— Exercise aim —
Select the lines below containing the word "that".

— Data lines —
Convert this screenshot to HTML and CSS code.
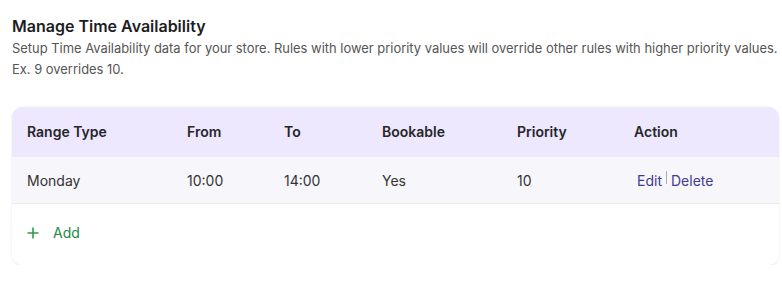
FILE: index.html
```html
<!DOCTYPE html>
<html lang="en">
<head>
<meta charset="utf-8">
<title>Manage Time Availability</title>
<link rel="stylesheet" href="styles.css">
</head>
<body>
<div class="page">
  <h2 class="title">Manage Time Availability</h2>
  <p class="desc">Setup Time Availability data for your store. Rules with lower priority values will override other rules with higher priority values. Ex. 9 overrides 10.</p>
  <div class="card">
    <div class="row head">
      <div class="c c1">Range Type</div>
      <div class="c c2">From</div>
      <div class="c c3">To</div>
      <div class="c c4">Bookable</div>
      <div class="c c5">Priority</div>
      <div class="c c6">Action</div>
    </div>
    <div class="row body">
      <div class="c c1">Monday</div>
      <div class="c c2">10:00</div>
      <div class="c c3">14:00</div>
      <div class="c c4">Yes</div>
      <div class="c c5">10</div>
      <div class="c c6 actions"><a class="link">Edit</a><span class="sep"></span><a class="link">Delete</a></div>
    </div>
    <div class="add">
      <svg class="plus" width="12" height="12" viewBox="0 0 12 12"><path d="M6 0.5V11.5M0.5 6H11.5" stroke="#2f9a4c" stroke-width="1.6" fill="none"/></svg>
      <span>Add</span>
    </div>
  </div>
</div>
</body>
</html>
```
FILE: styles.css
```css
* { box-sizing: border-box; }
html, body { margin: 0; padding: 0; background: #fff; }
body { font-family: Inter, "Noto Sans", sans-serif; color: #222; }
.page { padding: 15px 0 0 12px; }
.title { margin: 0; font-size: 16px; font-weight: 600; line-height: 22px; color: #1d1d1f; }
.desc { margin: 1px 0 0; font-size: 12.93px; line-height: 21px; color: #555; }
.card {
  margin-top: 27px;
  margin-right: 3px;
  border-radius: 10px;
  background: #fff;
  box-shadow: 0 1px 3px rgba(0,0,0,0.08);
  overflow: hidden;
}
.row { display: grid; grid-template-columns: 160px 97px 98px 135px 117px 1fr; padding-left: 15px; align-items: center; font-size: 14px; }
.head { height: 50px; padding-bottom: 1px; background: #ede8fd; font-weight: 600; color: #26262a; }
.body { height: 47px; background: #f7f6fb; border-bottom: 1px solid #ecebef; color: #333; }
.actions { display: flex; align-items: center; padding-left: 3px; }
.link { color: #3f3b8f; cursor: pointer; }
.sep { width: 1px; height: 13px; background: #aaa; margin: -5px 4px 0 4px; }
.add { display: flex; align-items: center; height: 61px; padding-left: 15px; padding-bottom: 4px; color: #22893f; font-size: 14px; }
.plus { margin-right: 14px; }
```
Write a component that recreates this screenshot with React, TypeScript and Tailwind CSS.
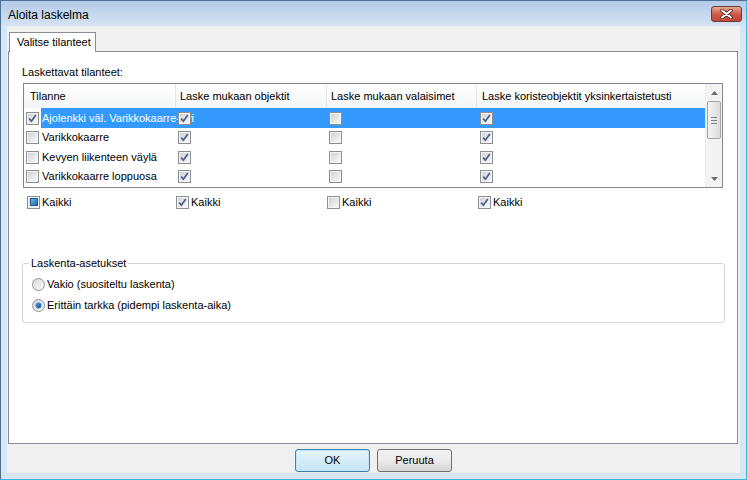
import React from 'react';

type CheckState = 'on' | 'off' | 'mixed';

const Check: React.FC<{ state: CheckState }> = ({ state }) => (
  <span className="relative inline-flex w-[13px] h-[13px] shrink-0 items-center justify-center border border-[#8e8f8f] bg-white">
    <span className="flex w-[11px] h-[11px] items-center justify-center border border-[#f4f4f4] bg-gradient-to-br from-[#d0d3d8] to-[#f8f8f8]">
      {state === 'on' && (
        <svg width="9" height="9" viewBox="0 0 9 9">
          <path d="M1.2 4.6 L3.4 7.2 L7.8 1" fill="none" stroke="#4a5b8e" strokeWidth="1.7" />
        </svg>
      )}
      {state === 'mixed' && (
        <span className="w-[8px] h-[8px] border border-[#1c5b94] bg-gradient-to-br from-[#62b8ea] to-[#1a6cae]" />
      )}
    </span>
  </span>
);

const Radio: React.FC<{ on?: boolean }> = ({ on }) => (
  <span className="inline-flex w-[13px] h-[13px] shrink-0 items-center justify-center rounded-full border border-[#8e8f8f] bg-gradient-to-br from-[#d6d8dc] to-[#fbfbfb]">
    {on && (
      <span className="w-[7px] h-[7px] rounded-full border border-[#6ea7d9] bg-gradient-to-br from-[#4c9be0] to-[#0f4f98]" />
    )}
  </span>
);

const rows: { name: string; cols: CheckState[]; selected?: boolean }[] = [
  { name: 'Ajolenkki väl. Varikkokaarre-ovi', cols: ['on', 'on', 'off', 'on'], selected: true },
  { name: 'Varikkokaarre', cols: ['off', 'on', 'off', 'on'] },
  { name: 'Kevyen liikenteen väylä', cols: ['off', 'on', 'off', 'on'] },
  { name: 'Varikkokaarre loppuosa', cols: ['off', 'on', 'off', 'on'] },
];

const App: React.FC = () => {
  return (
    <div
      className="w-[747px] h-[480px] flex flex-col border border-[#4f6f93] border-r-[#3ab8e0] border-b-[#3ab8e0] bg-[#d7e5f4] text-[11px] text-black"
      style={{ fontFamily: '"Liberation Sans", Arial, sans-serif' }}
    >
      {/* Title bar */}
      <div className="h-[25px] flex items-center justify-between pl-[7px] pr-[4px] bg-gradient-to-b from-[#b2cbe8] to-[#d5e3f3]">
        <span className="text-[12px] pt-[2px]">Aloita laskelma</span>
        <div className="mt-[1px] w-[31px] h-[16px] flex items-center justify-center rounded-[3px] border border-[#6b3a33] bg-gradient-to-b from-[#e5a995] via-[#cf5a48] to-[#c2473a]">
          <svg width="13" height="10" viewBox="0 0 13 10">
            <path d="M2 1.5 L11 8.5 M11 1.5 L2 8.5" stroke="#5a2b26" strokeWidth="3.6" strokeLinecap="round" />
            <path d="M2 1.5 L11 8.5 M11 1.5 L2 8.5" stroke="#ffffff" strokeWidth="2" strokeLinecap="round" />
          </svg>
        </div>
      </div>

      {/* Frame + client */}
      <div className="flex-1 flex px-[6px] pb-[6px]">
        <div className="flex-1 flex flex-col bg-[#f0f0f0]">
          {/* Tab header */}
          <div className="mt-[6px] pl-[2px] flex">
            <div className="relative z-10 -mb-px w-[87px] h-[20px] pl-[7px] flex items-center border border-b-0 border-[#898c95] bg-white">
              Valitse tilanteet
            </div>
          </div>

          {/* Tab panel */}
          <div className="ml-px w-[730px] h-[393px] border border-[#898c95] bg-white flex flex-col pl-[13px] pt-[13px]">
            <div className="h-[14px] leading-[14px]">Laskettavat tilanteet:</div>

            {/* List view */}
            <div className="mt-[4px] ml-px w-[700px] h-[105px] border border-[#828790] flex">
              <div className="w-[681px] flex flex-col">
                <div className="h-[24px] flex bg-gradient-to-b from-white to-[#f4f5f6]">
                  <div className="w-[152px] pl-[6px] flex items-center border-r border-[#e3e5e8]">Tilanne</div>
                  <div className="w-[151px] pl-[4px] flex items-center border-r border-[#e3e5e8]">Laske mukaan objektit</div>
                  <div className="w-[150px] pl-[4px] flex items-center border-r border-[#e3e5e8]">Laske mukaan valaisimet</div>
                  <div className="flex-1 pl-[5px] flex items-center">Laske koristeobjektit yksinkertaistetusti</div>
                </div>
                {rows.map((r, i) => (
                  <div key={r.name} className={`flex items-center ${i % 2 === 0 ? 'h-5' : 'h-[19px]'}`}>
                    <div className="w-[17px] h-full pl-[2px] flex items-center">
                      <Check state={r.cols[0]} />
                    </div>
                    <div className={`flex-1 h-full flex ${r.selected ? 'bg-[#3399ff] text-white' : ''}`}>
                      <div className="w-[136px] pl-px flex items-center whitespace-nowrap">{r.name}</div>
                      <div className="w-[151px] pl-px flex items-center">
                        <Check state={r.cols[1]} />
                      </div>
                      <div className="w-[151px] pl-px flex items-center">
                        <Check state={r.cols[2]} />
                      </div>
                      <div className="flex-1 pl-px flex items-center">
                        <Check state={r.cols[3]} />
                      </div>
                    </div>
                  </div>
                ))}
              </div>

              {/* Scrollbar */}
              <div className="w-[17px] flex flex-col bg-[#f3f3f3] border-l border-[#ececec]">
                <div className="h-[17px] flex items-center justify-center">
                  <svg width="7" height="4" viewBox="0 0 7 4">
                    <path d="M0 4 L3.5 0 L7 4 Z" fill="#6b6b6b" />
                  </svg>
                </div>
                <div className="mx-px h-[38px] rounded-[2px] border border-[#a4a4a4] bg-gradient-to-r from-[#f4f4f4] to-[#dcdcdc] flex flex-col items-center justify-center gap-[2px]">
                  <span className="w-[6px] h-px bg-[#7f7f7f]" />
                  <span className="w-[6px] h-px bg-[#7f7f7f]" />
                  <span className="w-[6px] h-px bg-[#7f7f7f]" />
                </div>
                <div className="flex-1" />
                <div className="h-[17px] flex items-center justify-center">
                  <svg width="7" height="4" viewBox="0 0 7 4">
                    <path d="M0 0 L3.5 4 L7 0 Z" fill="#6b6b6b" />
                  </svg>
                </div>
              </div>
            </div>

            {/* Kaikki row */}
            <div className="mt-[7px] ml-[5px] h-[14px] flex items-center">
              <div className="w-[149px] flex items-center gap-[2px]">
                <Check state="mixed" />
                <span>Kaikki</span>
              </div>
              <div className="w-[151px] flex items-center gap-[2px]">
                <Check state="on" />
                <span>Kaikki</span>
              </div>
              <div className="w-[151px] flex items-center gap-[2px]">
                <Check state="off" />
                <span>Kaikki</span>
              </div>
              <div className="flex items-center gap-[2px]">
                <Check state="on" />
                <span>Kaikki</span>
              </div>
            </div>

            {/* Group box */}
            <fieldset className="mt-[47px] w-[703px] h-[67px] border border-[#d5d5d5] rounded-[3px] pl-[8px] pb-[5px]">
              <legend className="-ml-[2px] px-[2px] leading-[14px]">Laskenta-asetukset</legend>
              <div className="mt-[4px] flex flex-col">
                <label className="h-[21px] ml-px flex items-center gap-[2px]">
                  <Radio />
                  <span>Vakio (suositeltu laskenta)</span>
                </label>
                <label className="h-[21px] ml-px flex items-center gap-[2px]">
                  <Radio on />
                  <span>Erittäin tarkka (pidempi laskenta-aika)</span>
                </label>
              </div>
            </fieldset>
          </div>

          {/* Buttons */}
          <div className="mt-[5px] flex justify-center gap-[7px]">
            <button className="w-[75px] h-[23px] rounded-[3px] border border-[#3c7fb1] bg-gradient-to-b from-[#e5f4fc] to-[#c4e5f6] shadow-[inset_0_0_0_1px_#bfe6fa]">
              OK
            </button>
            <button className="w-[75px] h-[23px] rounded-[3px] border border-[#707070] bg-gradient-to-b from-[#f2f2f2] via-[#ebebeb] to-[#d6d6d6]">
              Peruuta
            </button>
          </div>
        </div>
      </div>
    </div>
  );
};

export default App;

* * *

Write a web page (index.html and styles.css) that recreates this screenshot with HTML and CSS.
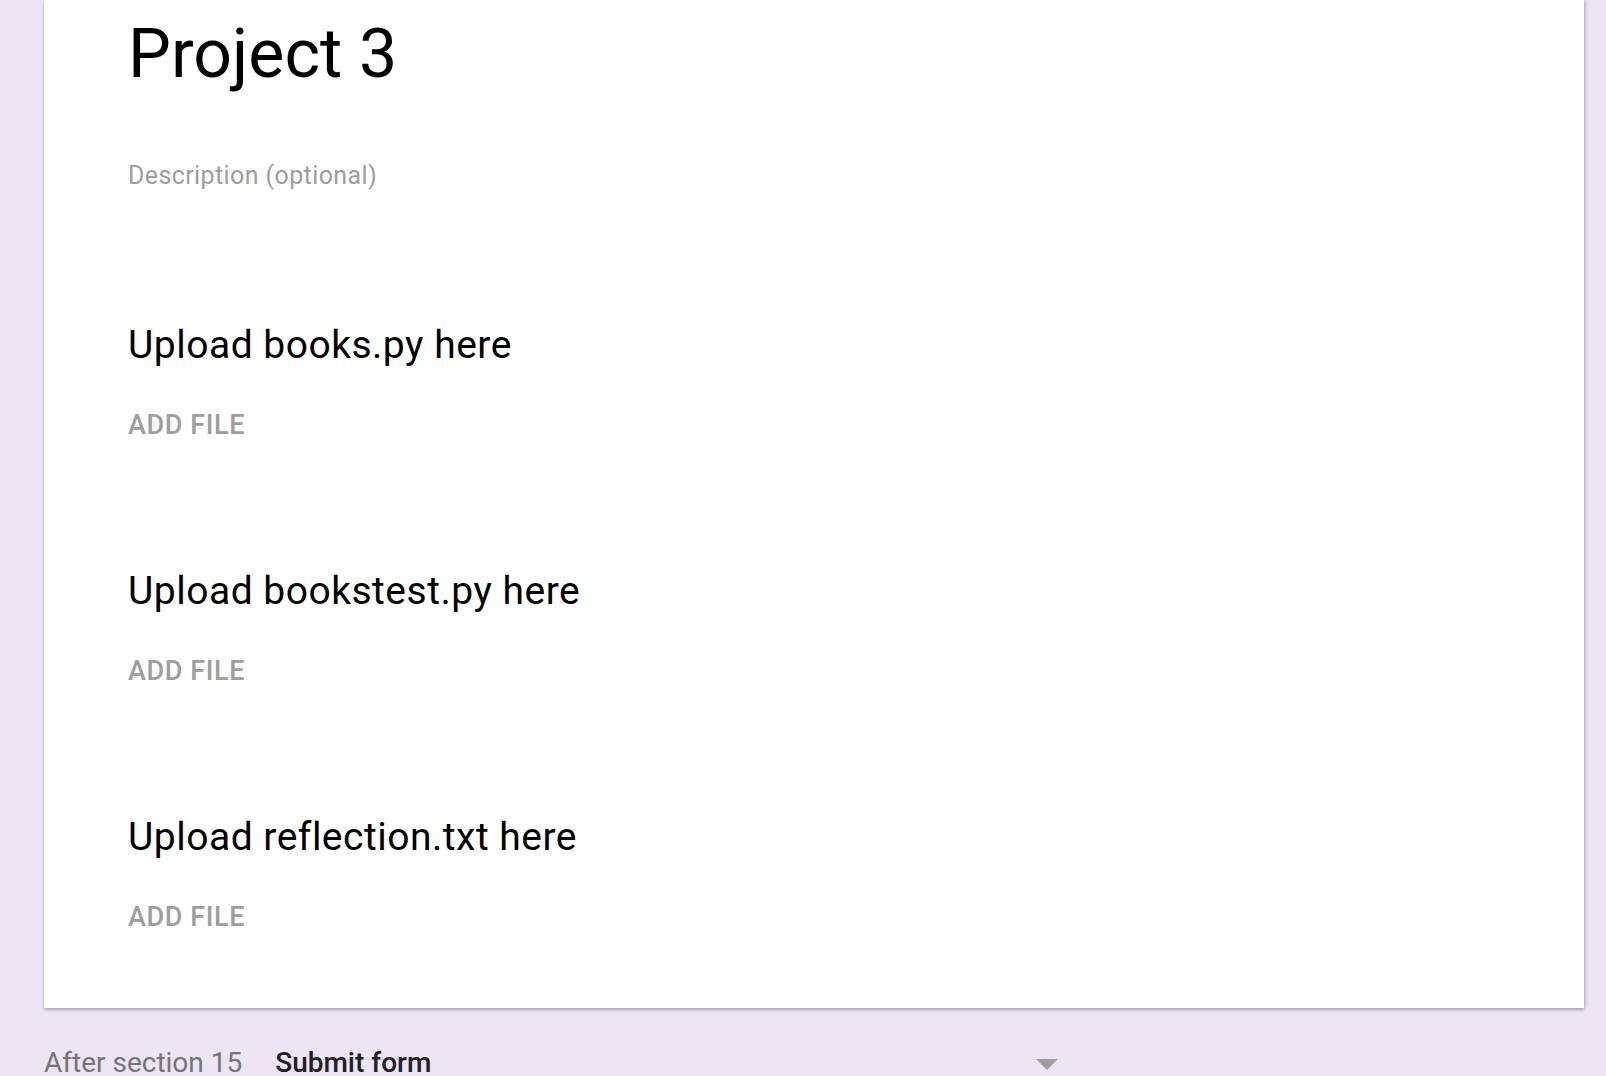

— Reply —
Write a component that recreates this screenshot with React, TypeScript and Tailwind CSS.
Write a web page (index.html and styles.css) that recreates this screenshot with HTML and CSS.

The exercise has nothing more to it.